Episode 4 takes us back to Fleabag’s mother’s funeral, a time when the grief was equally painful, but mercifully simple. There is a script for losing a parent and greeting friends at a funeral. There’s no script for what Fleabag went through with best friend Boo (Jenny Rainsford), for the complex, vindictive grief which eats away at its host. The past leaves scars, but this is still a scab – something that can be picked at and undone at will, setting the healing process back.
A year out, Fleabag has her life back on track, but Boo’s death isn’t part of it in the same way as her mother’s. Boo will always be part of her, but there are whole swaths of their story that are still too painful to face. There’s less of Boo in this season, but she’s always there at an emotional peak. The agony that bubbled beneath Fleabag’s roiling surface in Season 1 has been buried deep down, and the pain is her anchor to emotion when she dares to feel anything else.

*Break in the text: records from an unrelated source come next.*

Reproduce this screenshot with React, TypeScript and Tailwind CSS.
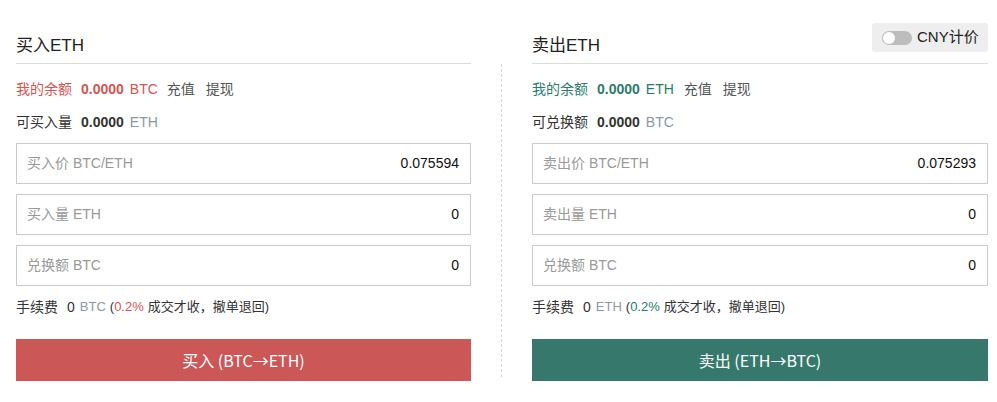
import React from "react";

const font = { fontFamily: '"Liberation Sans", Arial, "Noto Sans CJK SC", sans-serif' };
const btnFont = { fontFamily: '"Noto Sans CJK SC", "Liberation Sans", sans-serif' };

function Field({ label, value }: { label: string; value: string }) {
  return (
    <div className="flex h-[41px] items-center justify-between border border-[#cccccc] pl-[10px] pr-[11px]">
      <span className="text-[14px] text-[#999999]">{label}</span>
      <span className="text-[14px] text-[#111111]">{value}</span>
    </div>
  );
}

function Panel({ side }: { side: "buy" | "sell" }) {
  const buy = side === "buy";
  const accent = buy ? "text-[#d9534f]" : "text-[#2a7d6c]";
  const btn = buy ? "bg-[#cc5757]" : "bg-[#36796c]";
  const coinA = buy ? "BTC" : "ETH";
  const coinB = buy ? "ETH" : "BTC";
  return (
    <div className="flex flex-col">
      <div className="flex h-[36px] items-center border-b border-[#d6dde3] text-[17px] text-[#222222]">
        {buy ? "买入ETH" : "卖出ETH"}
      </div>
      <div className={`mt-[15px] flex h-[20px] items-center text-[14px] ${accent}`}>
        <span>我的余额</span>
        <span className="ml-[9px] font-bold">0.0000</span>
        <span className="ml-[6px]">{coinA}</span>
        <span className={buy ? "ml-[9px] text-[#555555]" : "ml-[10px] text-[#555555]"}>充值</span>
        <span className="ml-[11px] text-[#555555]">提现</span>
      </div>
      <div className="mt-[13px] flex h-[20px] items-center text-[14px] text-[#333333]">
        <span>{buy ? "可买入量" : "可兑换额"}</span>
        <span className="ml-[9px] font-bold">0.0000</span>
        <span className="ml-[6px] text-[#8b98a5]">{coinB}</span>
      </div>
      <div className="mt-[11px] flex flex-col gap-[10px]">
        <Field label={buy ? "买入价 BTC/ETH" : "卖出价 BTC/ETH"} value={buy ? "0.075594" : "0.075293"} />
        <Field label={buy ? "买入量 ETH" : "卖出量 ETH"} value="0" />
        <Field label="兑换额 BTC" value="0" />
      </div>
      <div className="mt-[11px] flex h-[20px] items-center text-[13px] text-[#333333]">
        <span className="text-[14px]">手续费</span>
        <span className="ml-[9px] text-[14px]">0</span>
        <span className="ml-[5px] text-[#8b98a5]">{coinA}</span>
        <span className="ml-[4px]">(</span>
        <span className={buy ? "text-[#d9534f]" : "text-[#2a7d6c]"}>0.2%</span>
        <span className="ml-[4px]">成交才收，撤单退回)</span>
      </div>
      <div
        className={`mt-[22px] flex h-[42px] items-center justify-center text-[16px] text-white ${btn}`}
        style={btnFont}
      >
        {buy ? "买入 (BTC→ETH)" : "卖出 (ETH→BTC)"}
      </div>
    </div>
  );
}

export default function App() {
  return (
    <div className="relative h-[402px] w-[997px] bg-white" style={font}>
      <div className="flex pl-[16px] pr-[9px] pt-[28px]">
        <div className="w-[455px]">
          <Panel side="buy" />
        </div>
        <div className="flex w-[61px] justify-start pl-[30px] pt-[36px]">
          <div className="h-[313px] border-l border-dashed border-[#cfd8df]" />
        </div>
        <div className="flex-1">
          <Panel side="sell" />
        </div>
      </div>
      <div className="absolute right-[9px] top-[23px] flex h-[29px] w-[116px] items-center rounded-[3px] bg-[#eeeeee] pl-[10px]">
        <div className="relative h-[14px] w-[30px] rounded-full bg-[#bdbdbd]">
          <div className="absolute left-[1px] top-[1px] h-[12px] w-[12px] rounded-full bg-white" />
        </div>
        <span className="ml-[5px] text-[15px] text-[#222222]">CNY计价</span>
      </div>
    </div>
  );
}
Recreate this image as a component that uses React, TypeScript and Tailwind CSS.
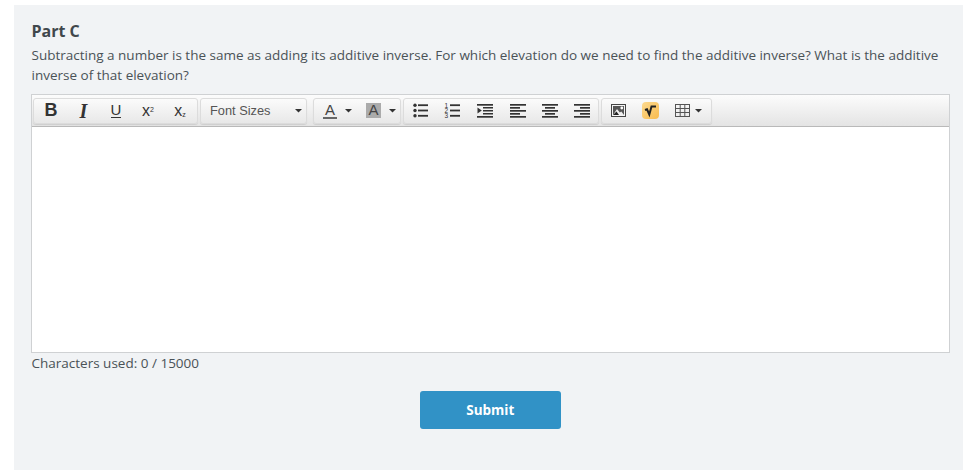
function Caret({ className = 'ml-[8px]' }: { className?: string }) {
  return (
    <svg className={`shrink-0 ${className}`} width="7" height="4" viewBox="0 0 7 4" fill="#333">
      <path d="M0 0 H7 L3.5 3.5 Z" />
    </svg>
  );
}

function Btn({ w, children }: { w: string; children: React.ReactNode }) {
  return <div className={`flex h-full items-center justify-center ${w}`}>{children}</div>;
}

function Group({ className, children }: { className: string; children: React.ReactNode }) {
  return (
    <div className={`flex h-[26px] items-center rounded-[3px] border border-[#dcdcdc] bg-gradient-to-b from-[#fbfbfb] to-[#e8e8e8] shadow-[0_1px_1px_rgba(0,0,0,0.1)] ${className}`}>
      {children}
    </div>
  );
}

function Lines({ rows }: { rows: [number, number][] }) {
  return (
    <svg width="16" height="15" viewBox="0 0 16 15" fill="#333">
      {rows.map(([x, w], i) => (
        <rect key={i} x={x} y={i * 3 + 1} width={w} height="1.7" />
      ))}
    </svg>
  );
}

const BulletList = () => (
  <svg width="15" height="15" viewBox="0 0 15 15" fill="#333">
    <circle cx="2" cy="2.2" r="1.7" />
    <circle cx="2" cy="7.5" r="1.7" />
    <circle cx="2" cy="12.8" r="1.7" />
    <rect x="5" y="1.3" width="10" height="1.8" />
    <rect x="5" y="6.6" width="10" height="1.8" />
    <rect x="5" y="11.9" width="10" height="1.8" />
  </svg>
);

const NumberList = () => (
  <div className="relative h-[15px] w-[15px]">
    <div className="absolute left-0 top-[-0.5px] flex flex-col font-['Liberation_Sans',sans-serif] text-[6.5px] leading-[5.4px] text-[#333]">
      <span>1</span>
      <span>2</span>
      <span>3</span>
    </div>
    <svg className="absolute left-0 top-0" width="15" height="15" viewBox="0 0 15 15" fill="#333">
      <rect x="5" y="1.3" width="10" height="1.8" />
      <rect x="5" y="6.6" width="10" height="1.8" />
      <rect x="5" y="11.9" width="10" height="1.8" />
    </svg>
  </div>
);

const Indent = () => (
  <svg width="16" height="15" viewBox="0 0 16 15" fill="#333">
    <rect x="0" y="1" width="16" height="1.7" />
    <rect x="6" y="4" width="10" height="1.5" />
    <rect x="6" y="7" width="10" height="1.5" />
    <rect x="6" y="10" width="10" height="1.5" />
    <rect x="0" y="13" width="16" height="1.7" />
    <path d="M0.5 4.5 L4.8 7.5 L0.5 10.5 Z" />
  </svg>
);

const ImageIcon = () => (
  <svg width="15" height="13" viewBox="0 0 15 13">
    <rect x="0.5" y="0.5" width="14" height="12" fill="#f4f4f4" stroke="#444" />
    <path d="M2 2 H13 V11 H2 Z" fill="#555" />
    <circle cx="10.8" cy="4" r="1.4" fill="#fff" />
    <path d="M2 11 L6 5 L8.8 8.6 L10.3 7.4 L13 11 Z" fill="#f0f0f0" />
    <path d="M2 11 L5.5 7.5 L8 11 Z" fill="#222" />
  </svg>
);

const MathIcon = () => (
  <svg width="17" height="17" viewBox="0 0 17 17">
    <defs>
      <linearGradient id="mathFill" x1="0" y1="0" x2="1" y2="1">
        <stop offset="0" stopColor="#fcd98f" />
        <stop offset="1" stopColor="#f9bb4d" />
      </linearGradient>
    </defs>
    <rect x="0" y="0" width="17" height="17" rx="4" fill="url(#mathFill)" />
    <path d="M3 8 L5 7.3 L7.3 12.5 L9.5 4.6 H14" fill="none" stroke="#222" strokeWidth="2" />
  </svg>
);

const TableIcon = () => (
  <svg width="15" height="13" viewBox="0 0 15 13" fill="none" stroke="#555">
    <rect x="0.5" y="0.5" width="14" height="12" />
    <path d="M5.2 0.5 V12.5 M9.8 0.5 V12.5 M0.5 4.5 H14.5 M0.5 8.5 H14.5" />
  </svg>
);

export default function App() {
  return (
    <div className="h-[470px] w-[963px] overflow-hidden bg-white pl-[14px] pt-[5px] font-['Open_Sans',sans-serif]">
      <div className="h-[465px] bg-[#f1f3f5] pl-[17.5px] pr-[13px] pt-[15px]">
        <h2 className="text-[16px] font-bold leading-[22px] text-[#40474c]">Part C</h2>
        <p className="mt-[3px] text-[13.5px] leading-[20px] text-[#4a5257]">
          Subtracting a number is the same as adding its additive inverse. For which elevation do we need to find the additive inverse? What is the additive inverse of that elevation?
        </p>
        <div className="-ml-[0.5px] mt-[9px] border border-[#cfd1d3] bg-white">
          <div className="flex h-[32px] items-center border-b border-[#b9b9b9] bg-gradient-to-b from-[#fcfcfc] to-[#e4e4e4] pl-[1px]">
            <Group className="w-[165px] pl-[1px] font-['Liberation_Sans',sans-serif] text-[#333]">
              <Btn w="w-[32px]"><span className="text-[18px] font-bold">B</span></Btn>
              <Btn w="w-[33px]"><span className="font-['Liberation_Serif',serif] text-[20px] font-bold italic">I</span></Btn>
              <Btn w="w-[32px]"><span className="border-b border-[#333] text-[15px] leading-[14px]">U</span></Btn>
              <Btn w="w-[32px]"><span className="text-[16px]">x<sup className="text-[7px]">2</sup></span></Btn>
              <Btn w="w-[32px]"><span className="text-[16px]">x<sub className="text-[7px]">z</sub></span></Btn>
            </Group>
            <Group className="ml-[2px] w-[107px] justify-between pl-[9px] pr-[4px] font-['Liberation_Sans',sans-serif] text-[12.8px] text-[#555]">
              <span>Font Sizes</span>
              <Caret />
            </Group>
            <Group className="ml-[6px] w-[88px] pl-[9px] font-['Liberation_Sans',sans-serif] text-[15px] text-[#444]">
              <span className="border-b-2 border-[#666] px-[2px] leading-[14px]">A</span>
              <Caret />
              <span className="ml-[14px] flex h-[15px] w-[15px] items-center justify-center bg-[#ababab]">A</span>
              <Caret />
            </Group>
            <Group className="ml-[2px] w-[196px]">
              <Btn w="w-[32px]"><BulletList /></Btn>
              <Btn w="w-[32px]"><NumberList /></Btn>
              <Btn w="w-[33px]"><Indent /></Btn>
              <Btn w="w-[33px]"><Lines rows={[[0, 16], [0, 10], [0, 16], [0, 10], [0, 16]]} /></Btn>
              <Btn w="w-[32px]"><Lines rows={[[0, 16], [3, 10], [0, 16], [3, 10], [0, 16]]} /></Btn>
              <Btn w="w-[32px]"><Lines rows={[[0, 16], [6, 10], [0, 16], [6, 10], [0, 16]]} /></Btn>
            </Group>
            <Group className="ml-[2px] w-[111px]">
              <Btn w="w-[33px]"><ImageIcon /></Btn>
              <Btn w="w-[33px]"><MathIcon /></Btn>
              <Btn w="w-[45px]"><TableIcon /><Caret className="ml-[5px]" /></Btn>
            </Group>
          </div>
          <div className="h-[225px] bg-white" />
        </div>
        <p className="mt-0 text-[13.5px] leading-[20px] text-[#4a5257]">Characters used: 0 / 15000</p>
        <div className="mt-[18px] flex justify-center pr-[1px]">
          <button className="h-[38px] w-[141px] rounded-[3px] bg-[#3192c6] text-[13.5px] font-bold text-white">Submit</button>
        </div>
      </div>
    </div>
  );
}
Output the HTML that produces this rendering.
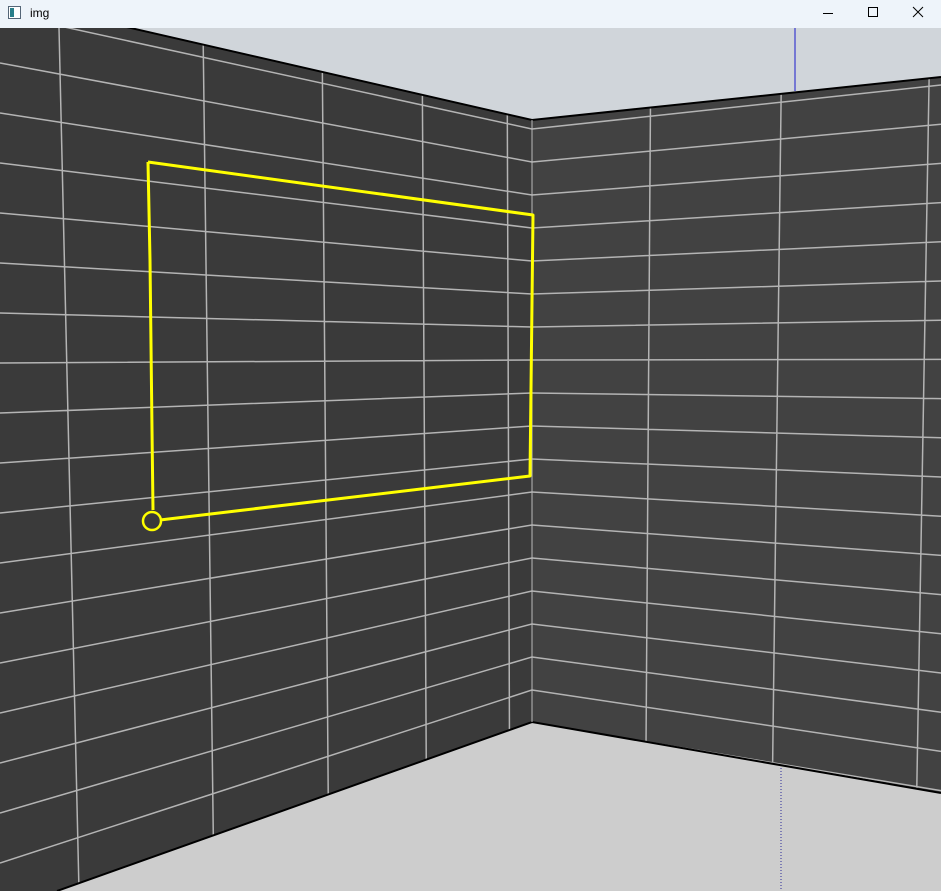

It’s no accident that she never tells the Priest anything about Boo. For Fleabag, the ideal future is resetting everything to as it was before Boo’s death, not continuing along and weaving that pain into her story. She may never forgive herself, but she has to live with whatever version she gets.
Perhaps because it is the last, Season 2 indulges in some meta moments. Fleabag effectively acknowledges us as her friends, and to think about how we might exist in the Fleabag universe is thoroughly destabilizing. The Priest notices her breaking the fourth wall – don’t be alarmed if you recoil instinctively when he looks us directly in the eye. Olivia Colman’s Godmother (pitch perfect as usual) almost blows the whole thing wide open when she has to face the fact that she doesn’t know her fiancée or stepdaughter-to-be by name. If the show had another season, these subtleties would have to escalate, and we don’t have the time or patience for an Office-Season-9 version of Fleabag.
Thus, Fleabag ends its masterly run at 12 episodes and two seasons. Waller-Bridge’s breakout is a tough magnum opus to eclipse, for her or anyone, but it will be glorious to watch her try. Until then, we will always have this hilarious, tempestuous, raw work of genius at our fingertips. It’s been a pleasure.
Fleabag Season 2 is now streaming on Amazon Prime.